** START OF Provided material **

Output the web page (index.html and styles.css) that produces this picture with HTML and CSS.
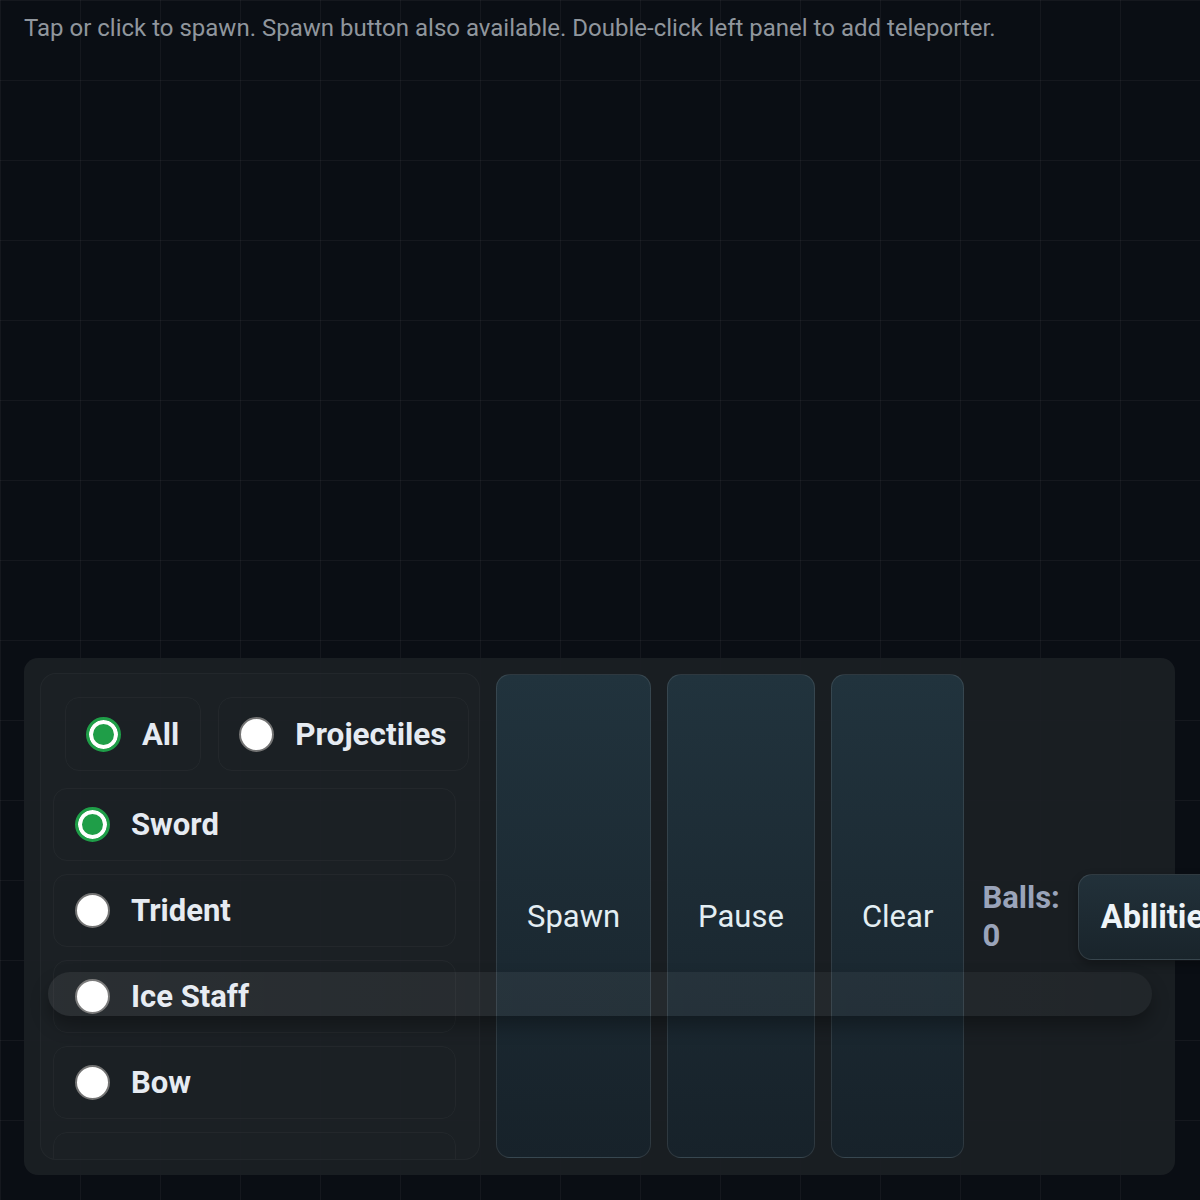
FILE: index.html
```html
<!DOCTYPE html>
<html>
<head>
    <meta charset="utf-8">
    <title>Ball Arena</title>
    <meta name="viewport" content="width=device-width, initial-scale=1">
    <link rel="stylesheet" href="styles.css">
</head>
<body>
    <div id="app">
        <p id="hint">Tap or click to spawn. Spawn button also available. Double-click left panel to add teleporter.</p>

        <div id="controls">
            <div id="weapons">
                <div id="filters">
                    <label class="chip"><input type="radio" name="filter" checked> All</label>
                    <label class="chip"><input type="radio" name="filter"> Projectiles</label>
                </div>
                <label class="weapon"><input type="radio" name="weapon" checked> Sword</label>
                <label class="weapon"><input type="radio" name="weapon"> Trident</label>
                <label class="weapon"><input type="radio" name="weapon"> Ice Staff</label>
                <label class="weapon"><input type="radio" name="weapon"> Bow</label>
                <label class="weapon"></label>
            </div>

            <button class="action">Spawn</button>
            <button class="action">Pause</button>
            <button class="action">Clear</button>

            <p id="balls">Balls: <span id="count">0</span></p>
            <button id="abilities">Abilities</button>

            <!-- teleporter lane, sits over the row -->
            <div id="lane"></div>
        </div>
    </div>
</body>
</html>
```

FILE: styles.css
```css
*{
    margin: 0;
    box-sizing: border-box;
}
html, body{
    overflow: hidden;
}
body{
    background-color: #0a0e14;
    background-image:
        linear-gradient(to right, rgba(255,255,255,0.045) 1px, transparent 1px),
        linear-gradient(to bottom, rgba(255,255,255,0.045) 1px, transparent 1px);
    background-size: 80px 80px;
    font-family: Roboto, "Liberation Sans", sans-serif;
}
#app{
    height: 1200px;
    display: flex;
    flex-direction: column;
    padding: 0 25px 25px 24px;
}
#hint{
    padding-top: 13px;
    font-size: 24px;
    line-height: 30px;
    color: #90969d;
}
#controls{
    position: relative;
    margin-top: auto;
    height: 517px;
    display: flex;
    align-items: center;
    gap: 16px;
    padding: 15px 16px;
    border-radius: 14px;
    background: rgba(27, 32, 36, 0.92);
}

/* weapon picker */
#weapons{
    flex: none;
    align-self: stretch;
    width: 440px;
    padding: 12px;
    overflow: hidden;
    border: 1px solid rgba(255,255,255,0.035);
    border-radius: 16px;
    background: rgba(255,255,255,0.012);
}
#filters{
    display: flex;
    gap: 17px;
    margin: 11px 0 17px 12px;
}
.chip, .weapon{
    display: flex;
    align-items: center;
    gap: 21px;
    font-size: 31px;
    font-weight: 700;
    color: #e6ebf2;
    border: 1px solid rgba(255,255,255,0.035);
    border-radius: 14px;
}
.chip{
    height: 74px;
    padding: 0 21px 0 21px;
}
.chip:last-child{
    font-size: 31.5px;
}
.weapon{
    width: 403px;
    height: 73px;
    padding-left: 22px;
    margin-bottom: 13px;
}
input[type=radio]{
    appearance: none;
    flex: none;
    width: 35px;
    height: 35px;
    margin: 0 0 0 -1px;
    border: 2px solid #737373;
    border-radius: 50%;
    background: #fff;
}
input[type=radio]:checked{
    border: 3px solid #1f9e48;
    background: #1f9e48;
    box-shadow: inset 0 0 0 4px #fff;
}

/* big buttons */
.action{
    flex: none;
    align-self: stretch;
    margin: 1px 0 2px;
    padding: 0 30px;
    font-family: Roboto, "Liberation Sans", sans-serif;
    font-size: 31px;
    color: #e3eef3;
    border: 1px solid rgba(255,255,255,0.1);
    border-radius: 14px;
    background: linear-gradient(#21333d, #17222a);
}
#balls{
    flex: 0 1 auto;
    margin-left: 2px;
    font-size: 31px;
    font-weight: 700;
    line-height: 38px;
    color: #9aa4ba;
}
#abilities{
    flex: none;
    height: 86px;
    margin-left: 2px;
    padding: 0 22px;
    font-family: Roboto, "Liberation Sans", sans-serif;
    font-size: 32.5px;
    font-weight: 700;
    color: #eef4f8;
    border: 1px solid rgba(255,255,255,0.1);
    border-radius: 14px;
    background: linear-gradient(#22313a, #19242b);
    box-shadow: 0 4px 10px rgba(0,0,0,0.3);
}
#lane{
    position: absolute;
    left: 24px;
    top: 314px;
    width: 1104px;
    height: 44px;
    border-radius: 22px;
    background: linear-gradient(to right, rgba(255,255,255,0.065), rgba(255,255,255,0.035));
    box-shadow: 0 10px 18px rgba(0,0,0,0.3);
}
```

** END OF Provided material **

◆ The problem:
Without including any pictures, reproduce the listing exactly.

◆ Exercise result:
Output the web page (index.html and styles.css) that produces this picture with HTML and CSS.
FILE: index.html
```html
<!DOCTYPE html>
<html>
<head>
    <meta charset="utf-8">
    <title>Ball Arena</title>
    <meta name="viewport" content="width=device-width, initial-scale=1">
    <link rel="stylesheet" href="styles.css">
</head>
<body>
    <div id="app">
        <p id="hint">Tap or click to spawn. Spawn button also available. Double-click left panel to add teleporter.</p>

        <div id="controls">
            <div id="weapons">
                <div id="filters">
                    <label class="chip"><input type="radio" name="filter" checked> All</label>
                    <label class="chip"><input type="radio" name="filter"> Projectiles</label>
                </div>
                <label class="weapon"><input type="radio" name="weapon" checked> Sword</label>
                <label class="weapon"><input type="radio" name="weapon"> Trident</label>
                <label class="weapon"><input type="radio" name="weapon"> Ice Staff</label>
                <label class="weapon"><input type="radio" name="weapon"> Bow</label>
                <label class="weapon"></label>
            </div>

            <button class="action">Spawn</button>
            <button class="action">Pause</button>
            <button class="action">Clear</button>

            <p id="balls">Balls: <span id="count">0</span></p>
            <button id="abilities">Abilities</button>

            <!-- teleporter lane, sits over the row -->
            <div id="lane"></div>
        </div>
    </div>
</body>
</html>
```

FILE: styles.css
```css
*{
    margin: 0;
    box-sizing: border-box;
}
html, body{
    overflow: hidden;
}
body{
    background-color: #0a0e14;
    background-image:
        linear-gradient(to right, rgba(255,255,255,0.045) 1px, transparent 1px),
        linear-gradient(to bottom, rgba(255,255,255,0.045) 1px, transparent 1px);
    background-size: 80px 80px;
    font-family: Roboto, "Liberation Sans", sans-serif;
}
#app{
    height: 1200px;
    display: flex;
    flex-direction: column;
    padding: 0 25px 25px 24px;
}
#hint{
    padding-top: 13px;
    font-size: 24px;
    line-height: 30px;
    color: #90969d;
}
#controls{
    position: relative;
    margin-top: auto;
    height: 517px;
    display: flex;
    align-items: center;
    gap: 16px;
    padding: 15px 16px;
    border-radius: 14px;
    background: rgba(27, 32, 36, 0.92);
}

/* weapon picker */
#weapons{
    flex: none;
    align-self: stretch;
    width: 440px;
    padding: 12px;
    overflow: hidden;
    border: 1px solid rgba(255,255,255,0.035);
    border-radius: 16px;
    background: rgba(255,255,255,0.012);
}
#filters{
    display: flex;
    gap: 17px;
    margin: 11px 0 17px 12px;
}
.chip, .weapon{
    display: flex;
    align-items: center;
    gap: 21px;
    font-size: 31px;
    font-weight: 700;
    color: #e6ebf2;
    border: 1px solid rgba(255,255,255,0.035);
    border-radius: 14px;
}
.chip{
    height: 74px;
    padding: 0 21px 0 21px;
}
.chip:last-child{
    font-size: 31.5px;
}
.weapon{
    width: 403px;
    height: 73px;
    padding-left: 22px;
    margin-bottom: 13px;
}
input[type=radio]{
    appearance: none;
    flex: none;
    width: 35px;
    height: 35px;
    margin: 0 0 0 -1px;
    border: 2px solid #737373;
    border-radius: 50%;
    background: #fff;
}
input[type=radio]:checked{
    border: 3px solid #1f9e48;
    background: #1f9e48;
    box-shadow: inset 0 0 0 4px #fff;
}

/* big buttons */
.action{
    flex: none;
    align-self: stretch;
    margin: 1px 0 2px;
    padding: 0 30px;
    font-family: Roboto, "Liberation Sans", sans-serif;
    font-size: 31px;
    color: #e3eef3;
    border: 1px solid rgba(255,255,255,0.1);
    border-radius: 14px;
    background: linear-gradient(#21333d, #17222a);
}
#balls{
    flex: 0 1 auto;
    margin-left: 2px;
    font-size: 31px;
    font-weight: 700;
    line-height: 38px;
    color: #9aa4ba;
}
#abilities{
    flex: none;
    height: 86px;
    margin-left: 2px;
    padding: 0 22px;
    font-family: Roboto, "Liberation Sans", sans-serif;
    font-size: 32.5px;
    font-weight: 700;
    color: #eef4f8;
    border: 1px solid rgba(255,255,255,0.1);
    border-radius: 14px;
    background: linear-gradient(#22313a, #19242b);
    box-shadow: 0 4px 10px rgba(0,0,0,0.3);
}
#lane{
    position: absolute;
    left: 24px;
    top: 314px;
    width: 1104px;
    height: 44px;
    border-radius: 22px;
    background: linear-gradient(to right, rgba(255,255,255,0.065), rgba(255,255,255,0.035));
    box-shadow: 0 10px 18px rgba(0,0,0,0.3);
}
```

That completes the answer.